In R, the default value of $k$ is set to $\lfloor T - 1\rfloor^{1/3}$ where $T$ is the length of the time series and $\lfloor T-1\rfloor$ means the largest integer not greater than $T-1$.

The null-hypothesis for an ADF test is that the data are non-stationary. So large p-values are indicative of non-stationarity, and small p-values suggest stationarity. Using the usual 5% threshold, differencing is required if the p-value is greater than 0.05.

Another popular unit root test is the Kwiatkowski-Phillips-Schmidt-Shin (KPSS) test. This reverses the hypotheses, so the null-hypothesis is that the data are stationary. In this case, small p-values (e.g., less than 0.05) suggest that differencing is required.

R code
kpss.test(x)

A useful R function is ndiffs() which uses these tests to determine the appropriate number of first differences required for a non-seasonal time series.

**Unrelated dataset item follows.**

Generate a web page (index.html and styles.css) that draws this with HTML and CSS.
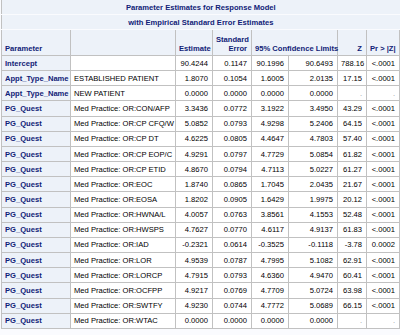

More complicated tests are required for seasonal differencing and are beyond the scope of this book. A useful R function for determining whether seasonal differencing is required is nsdiffs() which uses seasonal unit root tests to determine the appropriate number of seasonal differences required.

The following code can be used to find how to make a seasonal series stationary. The resulting series stored as xstar has been differenced appropriately.

R code
ns <- nsdiffs(x)
if(ns > 0) {
  xstar <- diff(x,lag=frequency(x),differences=ns)
} else {
  xstar <- x
}
nd <- ndiffs(xstar)
if(nd > 0) {
  xstar <- diff(xstar,differences=nd)
}

  1. More precisely, if $y_t$ is a stationary time series, then for all $s$, the distribution of $(y_t,\dots,y_{t+s})$ does not depend on $t$.